+++ Provided material +++

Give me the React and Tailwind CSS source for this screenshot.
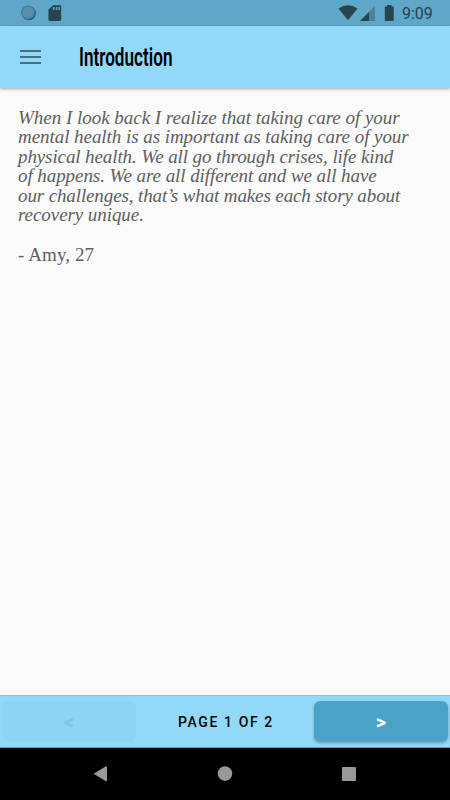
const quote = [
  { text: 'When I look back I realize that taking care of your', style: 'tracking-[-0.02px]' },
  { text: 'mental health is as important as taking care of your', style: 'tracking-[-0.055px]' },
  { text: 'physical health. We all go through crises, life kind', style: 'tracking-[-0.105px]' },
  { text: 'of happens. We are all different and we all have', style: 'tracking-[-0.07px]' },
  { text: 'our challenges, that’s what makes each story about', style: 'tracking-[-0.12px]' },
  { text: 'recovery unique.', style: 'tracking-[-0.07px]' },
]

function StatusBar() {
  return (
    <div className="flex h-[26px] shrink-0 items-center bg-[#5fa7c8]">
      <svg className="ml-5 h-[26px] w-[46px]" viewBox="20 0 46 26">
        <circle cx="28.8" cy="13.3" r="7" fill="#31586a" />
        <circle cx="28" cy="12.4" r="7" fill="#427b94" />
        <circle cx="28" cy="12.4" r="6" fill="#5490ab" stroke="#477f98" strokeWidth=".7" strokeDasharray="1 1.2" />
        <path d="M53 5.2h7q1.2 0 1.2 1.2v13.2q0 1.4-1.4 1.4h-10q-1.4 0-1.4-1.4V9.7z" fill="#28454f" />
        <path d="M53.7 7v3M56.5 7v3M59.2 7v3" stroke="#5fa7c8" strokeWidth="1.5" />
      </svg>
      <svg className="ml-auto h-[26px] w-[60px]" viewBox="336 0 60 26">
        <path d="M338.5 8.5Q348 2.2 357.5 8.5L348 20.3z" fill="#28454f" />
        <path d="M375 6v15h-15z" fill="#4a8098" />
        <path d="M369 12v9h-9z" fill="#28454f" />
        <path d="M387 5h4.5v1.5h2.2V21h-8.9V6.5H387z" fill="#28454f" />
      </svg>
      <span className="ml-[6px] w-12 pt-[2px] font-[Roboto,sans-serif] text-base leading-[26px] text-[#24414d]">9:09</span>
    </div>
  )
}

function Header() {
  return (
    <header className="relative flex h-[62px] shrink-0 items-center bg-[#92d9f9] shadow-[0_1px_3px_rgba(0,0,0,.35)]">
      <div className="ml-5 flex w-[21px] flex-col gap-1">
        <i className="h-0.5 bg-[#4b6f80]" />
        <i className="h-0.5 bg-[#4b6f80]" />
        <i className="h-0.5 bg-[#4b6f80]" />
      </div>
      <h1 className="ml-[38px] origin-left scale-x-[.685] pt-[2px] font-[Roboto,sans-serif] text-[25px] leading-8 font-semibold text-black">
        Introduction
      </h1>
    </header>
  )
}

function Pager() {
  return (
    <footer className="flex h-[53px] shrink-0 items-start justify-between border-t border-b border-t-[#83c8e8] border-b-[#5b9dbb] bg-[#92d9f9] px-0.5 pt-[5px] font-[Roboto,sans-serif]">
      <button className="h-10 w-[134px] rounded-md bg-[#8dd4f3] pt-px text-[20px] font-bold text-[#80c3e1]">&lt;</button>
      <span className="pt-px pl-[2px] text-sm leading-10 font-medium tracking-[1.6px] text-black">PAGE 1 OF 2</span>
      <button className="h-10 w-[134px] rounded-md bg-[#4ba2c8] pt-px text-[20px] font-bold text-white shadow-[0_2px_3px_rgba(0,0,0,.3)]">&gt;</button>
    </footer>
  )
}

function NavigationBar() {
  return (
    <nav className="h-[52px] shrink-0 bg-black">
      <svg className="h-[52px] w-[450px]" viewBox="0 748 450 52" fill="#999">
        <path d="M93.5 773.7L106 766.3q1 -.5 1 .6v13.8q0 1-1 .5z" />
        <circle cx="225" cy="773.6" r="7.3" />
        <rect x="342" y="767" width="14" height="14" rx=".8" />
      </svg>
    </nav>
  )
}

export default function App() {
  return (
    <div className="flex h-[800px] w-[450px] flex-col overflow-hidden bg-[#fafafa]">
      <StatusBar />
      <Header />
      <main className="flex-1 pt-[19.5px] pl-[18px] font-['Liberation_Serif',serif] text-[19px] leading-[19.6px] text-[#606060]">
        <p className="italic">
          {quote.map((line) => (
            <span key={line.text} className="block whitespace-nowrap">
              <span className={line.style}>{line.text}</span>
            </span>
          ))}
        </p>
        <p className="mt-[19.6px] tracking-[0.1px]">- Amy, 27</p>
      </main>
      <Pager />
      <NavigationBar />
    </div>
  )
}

+++

What is expected: Copy the listing over exactly, skipping the pictures it holds.

Written solution:
Give me the React and Tailwind CSS source for this screenshot.
const quote = [
  { text: 'When I look back I realize that taking care of your', style: 'tracking-[-0.02px]' },
  { text: 'mental health is as important as taking care of your', style: 'tracking-[-0.055px]' },
  { text: 'physical health. We all go through crises, life kind', style: 'tracking-[-0.105px]' },
  { text: 'of happens. We are all different and we all have', style: 'tracking-[-0.07px]' },
  { text: 'our challenges, that’s what makes each story about', style: 'tracking-[-0.12px]' },
  { text: 'recovery unique.', style: 'tracking-[-0.07px]' },
]

function StatusBar() {
  return (
    <div className="flex h-[26px] shrink-0 items-center bg-[#5fa7c8]">
      <svg className="ml-5 h-[26px] w-[46px]" viewBox="20 0 46 26">
        <circle cx="28.8" cy="13.3" r="7" fill="#31586a" />
        <circle cx="28" cy="12.4" r="7" fill="#427b94" />
        <circle cx="28" cy="12.4" r="6" fill="#5490ab" stroke="#477f98" strokeWidth=".7" strokeDasharray="1 1.2" />
        <path d="M53 5.2h7q1.2 0 1.2 1.2v13.2q0 1.4-1.4 1.4h-10q-1.4 0-1.4-1.4V9.7z" fill="#28454f" />
        <path d="M53.7 7v3M56.5 7v3M59.2 7v3" stroke="#5fa7c8" strokeWidth="1.5" />
      </svg>
      <svg className="ml-auto h-[26px] w-[60px]" viewBox="336 0 60 26">
        <path d="M338.5 8.5Q348 2.2 357.5 8.5L348 20.3z" fill="#28454f" />
        <path d="M375 6v15h-15z" fill="#4a8098" />
        <path d="M369 12v9h-9z" fill="#28454f" />
        <path d="M387 5h4.5v1.5h2.2V21h-8.9V6.5H387z" fill="#28454f" />
      </svg>
      <span className="ml-[6px] w-12 pt-[2px] font-[Roboto,sans-serif] text-base leading-[26px] text-[#24414d]">9:09</span>
    </div>
  )
}

function Header() {
  return (
    <header className="relative flex h-[62px] shrink-0 items-center bg-[#92d9f9] shadow-[0_1px_3px_rgba(0,0,0,.35)]">
      <div className="ml-5 flex w-[21px] flex-col gap-1">
        <i className="h-0.5 bg-[#4b6f80]" />
        <i className="h-0.5 bg-[#4b6f80]" />
        <i className="h-0.5 bg-[#4b6f80]" />
      </div>
      <h1 className="ml-[38px] origin-left scale-x-[.685] pt-[2px] font-[Roboto,sans-serif] text-[25px] leading-8 font-semibold text-black">
        Introduction
      </h1>
    </header>
  )
}

function Pager() {
  return (
    <footer className="flex h-[53px] shrink-0 items-start justify-between border-t border-b border-t-[#83c8e8] border-b-[#5b9dbb] bg-[#92d9f9] px-0.5 pt-[5px] font-[Roboto,sans-serif]">
      <button className="h-10 w-[134px] rounded-md bg-[#8dd4f3] pt-px text-[20px] font-bold text-[#80c3e1]">&lt;</button>
      <span className="pt-px pl-[2px] text-sm leading-10 font-medium tracking-[1.6px] text-black">PAGE 1 OF 2</span>
      <button className="h-10 w-[134px] rounded-md bg-[#4ba2c8] pt-px text-[20px] font-bold text-white shadow-[0_2px_3px_rgba(0,0,0,.3)]">&gt;</button>
    </footer>
  )
}

function NavigationBar() {
  return (
    <nav className="h-[52px] shrink-0 bg-black">
      <svg className="h-[52px] w-[450px]" viewBox="0 748 450 52" fill="#999">
        <path d="M93.5 773.7L106 766.3q1 -.5 1 .6v13.8q0 1-1 .5z" />
        <circle cx="225" cy="773.6" r="7.3" />
        <rect x="342" y="767" width="14" height="14" rx=".8" />
      </svg>
    </nav>
  )
}

export default function App() {
  return (
    <div className="flex h-[800px] w-[450px] flex-col overflow-hidden bg-[#fafafa]">
      <StatusBar />
      <Header />
      <main className="flex-1 pt-[19.5px] pl-[18px] font-['Liberation_Serif',serif] text-[19px] leading-[19.6px] text-[#606060]">
        <p className="italic">
          {quote.map((line) => (
            <span key={line.text} className="block whitespace-nowrap">
              <span className={line.style}>{line.text}</span>
            </span>
          ))}
        </p>
        <p className="mt-[19.6px] tracking-[0.1px]">- Amy, 27</p>
      </main>
      <Pager />
      <NavigationBar />
    </div>
  )
}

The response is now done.